Canada can’t build great mining companies fast enough to meet demand – by Alisha Hiyate (Northern Miner – April 25, 2023)

Mining runs on M&A — one of the only constants in a business that’s full of uncertainty. Still, it’s been painful to watch so many home-grown metals and mining companies disappear in recent years.

They include: Alcan, which Rio Tinto bought in 2007 for US$37.6 billion; Falconbridge, which was acquired by Xstrata in 2006 for US$17.4 billion; Inco, which went to Vale that same year in a deal worth US$17.2 billion; and Goldcorp, which Newmont paid US$10 billion for in 2019. Soon, Vancouver-based Teck Resources, which is being pursued by Swiss-based Glencore, could join the list.
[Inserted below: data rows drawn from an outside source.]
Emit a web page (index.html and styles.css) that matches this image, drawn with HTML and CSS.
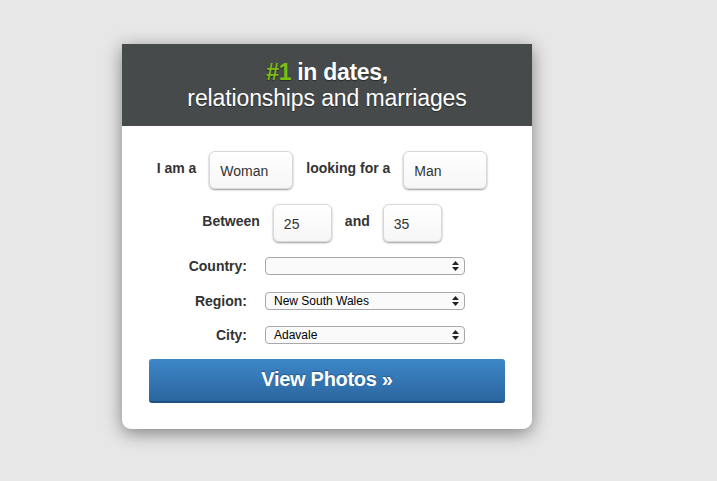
FILE: index.html
```html
<!DOCTYPE html>
<html lang="en">
<head>
<meta charset="utf-8">
<title>#1 in dates</title>
<link rel="stylesheet" href="styles.css">
</head>
<body>
<div class="card">
  <div class="card-head">
    <div class="head-line1"><span class="accent">#1</span> in dates,</div>
    <div class="head-line2">relationships and marriages</div>
  </div>
  <form class="card-body">
    <div class="row">
      <label class="lbl">I am a</label>
      <input class="field field-wide" type="text" value="Woman">
      <label class="lbl">looking for a</label>
      <input class="field field-wide" type="text" value="Man">
    </div>
    <div class="row row-age">
      <label class="lbl">Between</label>
      <input class="field field-narrow" type="text" value="25">
      <label class="lbl">and</label>
      <input class="field field-narrow" type="text" value="35">
    </div>
    <div class="sel-row sel-first">
      <label class="sel-lbl">Country:</label>
      <select class="sel"><option></option></select>
    </div>
    <div class="sel-row">
      <label class="sel-lbl">Region:</label>
      <select class="sel"><option>New South Wales</option></select>
    </div>
    <div class="sel-row sel-last">
      <label class="sel-lbl">City:</label>
      <select class="sel"><option>Adavale</option></select>
    </div>
    <button class="btn" type="button">View Photos &raquo;</button>
  </form>
</div>
</body>
</html>
```
FILE: styles.css
```css
html, body {
  margin: 0;
  padding: 0;
}
body {
  background: #e6e7e6;
  font-family: "Liberation Sans", Arial, Helvetica, sans-serif;
  color: #333;
  height: 481px;
  overflow: hidden;
}
.card {
  width: 410px;
  margin: 44px 0 0 122px;
  background: #fff;
  border-radius: 0 0 9px 9px;
  box-shadow: 0 4px 18px rgba(0, 0, 0, 0.45);
}
.card-head {
  box-sizing: border-box;
  height: 82px;
  padding-top: 16px;
  background: #464a4b;
  color: #fff;
  text-align: center;
  font-size: 23px;
  line-height: 24px;
  text-shadow: 0 1px 1px rgba(0, 0, 0, 0.45);
}
.head-line1 {
  font-weight: bold;
  letter-spacing: -0.3px;
}
.head-line2 {
  margin-top: 2px;
  letter-spacing: -0.12px;
}
.accent {
  color: #7cbd14;
}
.card-body {
  margin: 0;
  padding: 25px 0 26px;
}
.row {
  display: flex;
  align-items: center;
  justify-content: center;
  gap: 13px;
  padding-right: 10px;
}
.row-age {
  margin-top: 15px;
}
.lbl {
  font-size: 14px;
  font-weight: bold;
  color: #333;
  margin-bottom: 4px;
}
.field {
  box-sizing: border-box;
  height: 38px;
  margin: 0;
  padding: 2px 10px 0;
  border: 1px solid #d8d8d8;
  border-radius: 6px;
  background: linear-gradient(#ffffff, #f6f6f6);
  box-shadow: 0 1px 2px rgba(0, 0, 0, 0.4);
  font-family: "Liberation Sans", Arial, sans-serif;
  font-size: 14px;
  color: #333;
}
.field-wide {
  width: 84px;
}
.field-narrow {
  width: 59px;
}
.sel-row {
  display: flex;
  align-items: center;
  gap: 18px;
  margin-top: 17px;
}
.sel-first {
  margin-top: 15px;
}
.sel-last {
  margin-top: 16px;
}
.sel-lbl {
  width: 125px;
  text-align: right;
  font-size: 14px;
  font-weight: bold;
  color: #333;
}
.sel {
  -webkit-appearance: none;
  appearance: none;
  box-sizing: border-box;
  width: 200px;
  height: 18px;
  margin: 0;
  padding: 0 20px 0 8px;
  border: 1px solid #a8a8a8;
  border-radius: 4px;
  background-color: #fafafa;
  background-image: url("data:image/svg+xml,%3Csvg xmlns='http://www.w3.org/2000/svg' width='7' height='10' viewBox='0 0 7 10'%3E%3Cpath d='M3.5 0L7 4H0z M0 6H7L3.5 10z' fill='%23222'/%3E%3C/svg%3E");
  background-repeat: no-repeat;
  background-position: right 5px center;
  font-family: "Liberation Sans", Arial, sans-serif;
  font-size: 12px;
  line-height: 16px;
  color: #000;
}
.btn {
  display: block;
  box-sizing: border-box;
  width: 356px;
  height: 44px;
  margin: 15px 0 0 27px;
  padding: 0 0 2px;
  border: 0;
  border-bottom: 2px solid #1d5283;
  border-radius: 3px;
  background: linear-gradient(#3d87c8, #2b669f);
  color: #fff;
  font-family: "Liberation Sans", Arial, sans-serif;
  font-size: 20px;
  font-weight: bold;
  letter-spacing: -0.3px;
  text-shadow: 0 -1px 1px rgba(0, 0, 0, 0.3);
  cursor: pointer;
}
```
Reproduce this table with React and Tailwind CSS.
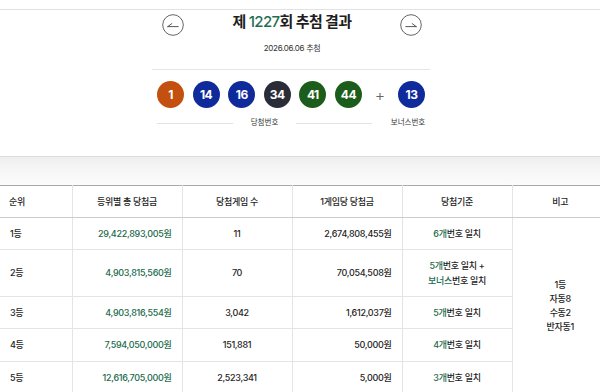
import React from 'react';

const balls = [
  { n: 1, color: 'bg-[#c4500f]' },
  { n: 14, color: 'bg-[#0f2a9a]' },
  { n: 16, color: 'bg-[#0f2a9a]' },
  { n: 34, color: 'bg-[#2a2c38]' },
  { n: 41, color: 'bg-[#1d5d1c]' },
  { n: 44, color: 'bg-[#1d5d1c]' },
];

const Ball = ({ n, color }) => (
  <div className={`w-[27px] h-[27px] rounded-full ${color} flex items-center justify-center text-white text-[12px] font-bold tracking-[-0.5px]`}>
    {n}
  </div>
);

const ArrowButton = ({ dir }) => (
  <svg width="22" height="22" viewBox="0 0 22 22" className="shrink-0">
    <circle cx="11" cy="11" r="10.3" fill="white" stroke="#555" strokeWidth="0.9" />
    {dir === 'left' ? (
      <path d="M5.8 12.6 H16.2 M5.8 12.6 L9.8 9.6" fill="none" stroke="#444" strokeWidth="0.9" strokeLinecap="round" />
    ) : (
      <path d="M5.8 12.6 H16.2 M16.2 12.6 L12.2 9.6" fill="none" stroke="#444" strokeWidth="0.9" strokeLinecap="round" />
    )}
  </svg>
);

const G = ({ children }) => <span className="text-[#226b4d]">{children}</span>;

const rows = [
  { rank: '1등', total: '29,422,893,005원', count: '11', per: '2,674,808,455원', crit: <><G>6개</G>번호 일치</>, h: 'h-[32px]' },
  {
    rank: '2등', total: '4,903,815,560원', count: '70', per: '70,054,508원',
    crit: <><div><G>5개</G>번호 일치 +</div><div className="mt-[3px]"><G>보너스</G>번호 일치</div></>,
    h: 'h-[47px]',
  },
  { rank: '3등', total: '4,903,816,554원', count: '3,042', per: '1,612,037원', crit: <><G>5개</G>번호 일치</>, h: 'h-[32px]' },
  { rank: '4등', total: '7,594,050,000원', count: '151,881', per: '50,000원', crit: <><G>4개</G>번호 일치</>, h: 'h-[33px]' },
  { rank: '5등', total: '12,616,705,000원', count: '2,523,341', per: '5,000원', crit: <><G>3개</G>번호 일치</>, h: 'h-[32px]' },
];

const cell = 'border-b border-r border-[#e4e4e4]';

export default function App() {
  return (
    <div className="w-[600px] h-[392px] overflow-hidden bg-white text-[#1e1e1e] font-['Inter','Noto_Sans_CJK_KR',sans-serif]">
      {/* draw card */}
      <div className="pt-[9px]">
        <div className="border-t border-[#e2e2e2]">
          <div className="w-[584px] flex items-start justify-center gap-[49px] h-[31px]">
            <div className="mt-[4px]"><ArrowButton dir="left" /></div>
            <h2 className="mt-[2px] text-[15px] leading-[20px] font-bold tracking-[-0.6px]">
              제 <span className="text-[#1f6f50] font-medium">1227</span>회 추첨 결과
            </h2>
            <div className="mt-[4px]"><ArrowButton dir="right" /></div>
          </div>
          <div className="w-[584px] text-center text-[8px] leading-[12px] mt-[1px] text-[#333] tracking-[-0.3px]">2026.06.06 추첨</div>
          <div className="ml-[152px] mt-[15px] w-[278px] h-px bg-[#e6e6e6]" />
          <div className="pl-[157px] mt-[11px] flex items-center">
            <div className="flex gap-[8.6px]">
              {balls.map((b) => <Ball key={b.n} {...b} />)}
            </div>
            <span className="w-[36px] text-center text-[16px] leading-none text-[#666] font-light">+</span>
            <Ball n={13} color="bg-[#0f2a9a]" />
          </div>
          <div className="pl-[157px] mt-[9px] flex items-center h-[12px] text-[7.5px] text-[#333]">
            <div className="w-[215px] flex items-center">
              <div className="flex-1 h-px bg-[#e3e3e3]" />
              <span className="px-[18px]">당첨번호</span>
              <div className="flex-1 h-px bg-[#e3e3e3]" />
            </div>
            <span className="w-[72px] text-center">보너스번호</span>
          </div>
          <div className="h-[27px]" />
        </div>
      </div>

      {/* gap band */}
      <div className="h-[29px] border-t border-[#dcdcdc] bg-gradient-to-b from-[#eeeeee] via-[#f7f7f7] to-[#fbfbfb]" />

      {/* prize table */}
      <table className="w-[608px] table-fixed border-collapse border-t border-[#a9a9a9] text-[9px] font-medium tracking-[-0.3px]">
        <colgroup>
          <col className="w-[72px]" />
          <col className="w-[110px]" />
          <col className="w-[110px]" />
          <col className="w-[110px]" />
          <col className="w-[110px]" />
          <col className="w-[96px]" />
        </colgroup>
        <thead>
          <tr className="h-[32px]">
            <th className="border-r border-b border-[#e4e4e4] border-b-[#cccccc] text-left pl-[9px] font-medium">순위</th>
            <th className="border-r border-b border-[#e4e4e4] border-b-[#cccccc] font-medium">등위별 총 당첨금</th>
            <th className="border-r border-b border-[#e4e4e4] border-b-[#cccccc] font-medium">당첨게임 수</th>
            <th className="border-r border-b border-[#e4e4e4] border-b-[#cccccc] font-medium">1게임당 당첨금</th>
            <th className="border-r border-b border-[#e4e4e4] border-b-[#cccccc] font-medium">당첨기준</th>
            <th className="border-b border-[#cccccc] font-medium">비고</th>
          </tr>
        </thead>
        <tbody>
          {rows.map((r, i) => (
            <tr key={r.rank} className={r.h}>
              <td className={`${cell} pl-[10px]`}>{r.rank}</td>
              <td className={`${cell} text-right pr-[10px] text-[#226b4d]`}>{r.total}</td>
              <td className={`${cell} text-center`}>{r.count}</td>
              <td className={`${cell} text-right pr-[10px]`}>{r.per}</td>
              <td className={`${cell} text-center leading-[12px]`}>{r.crit}</td>
              {i === 0 && (
                <td rowSpan={5} className="border-b border-[#e4e4e4] text-center leading-[14px]">
                  <div>1등</div>
                  <div>자동8</div>
                  <div>수동2</div>
                  <div>반자동1</div>
                </td>
              )}
            </tr>
          ))}
        </tbody>
      </table>
    </div>
  );
}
Teck’s board has rejected Glencore’s US$23.2-billion bid (mostly shares, with an up to US$8.2 billion cash component for shareholders who don’t want exposure to coal and oil), first made public in early April. But if Teck shareholders reject the company’s plan for a spinoff of its metallurgical coal assets in a vote scheduled for tomorrow, the board would need to sit down with Glencore, which has signalled it’s willing to pay more for the diversified miner.

The problem is, it takes time to build companies worth acquiring. Alcan was founded in 1902; Falconbridge in 1928, Inco in 1902, and Goldcorp in 1994. Teck celebrated its 100th anniversary in 2013. Glencore already owns the historic Falconbridge assets, acquired via a US$31-billion takeover of Xstrata in 2013.